Rabat - Algeria ranks as the top "non-transparent" country in the world, according to the U.S. State Department’s 2017 report on government fiscal transparency.
Rabat – Algeria ranks as the top “non-transparent” country in the world, according to the U.S. State Department’s 2017 report on government fiscal transparency.
Although Algeria made significant progress publically publishing its budget documents and obligations, the public information did not provide “comprehensive treatment of allocations to and earnings from state-owned enterprises.” Nor did it publish an executive budget proposal or end-of-year reports within a reasonable period of time, stated the U.S. State Department.

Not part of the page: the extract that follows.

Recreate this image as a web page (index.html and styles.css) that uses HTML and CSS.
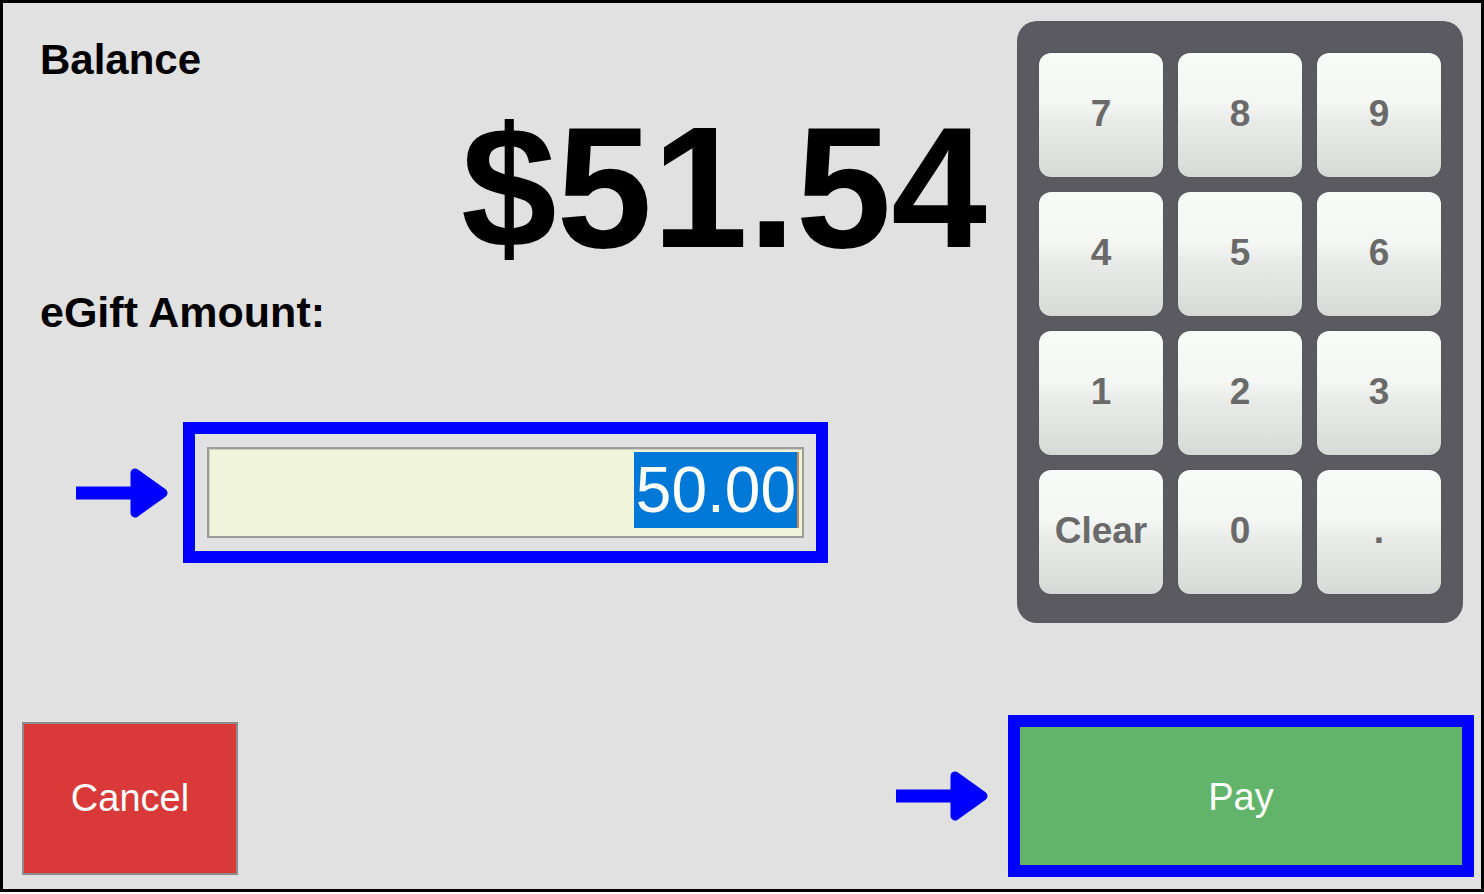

Algerian government kept a number of off-budget accounts, and while they were subject to audit with the results made public, the government apparently made “efforts to reduce the number of off-budget accounts,” according to the report, which assessed the practices of 140 governments.
Natural resource contracts or licenses awarded by the Algerian national government “were specified in law and appeared to be followed in practice.”
The State Department report indicated that Algeria’s fiscal transparency would be improved if it were to publish its executive budget proposal and end-of-year reports within a “reasonable period of time,” and if “the government provided detailed debt obligations and revenues and expenditures in the budget, including those for state-owned enterprises.”
Algeria ranked at the same level as Iraq, Mali, Niger, Nigeria, Maldives, Lesotho, Nicaragua, Pakistan, Sudan, Zimbabwe and Yemen.
In contrast, Morocco is ranked by the report as among “the countries that have met minimum requirements of fiscal transparency for 2017.”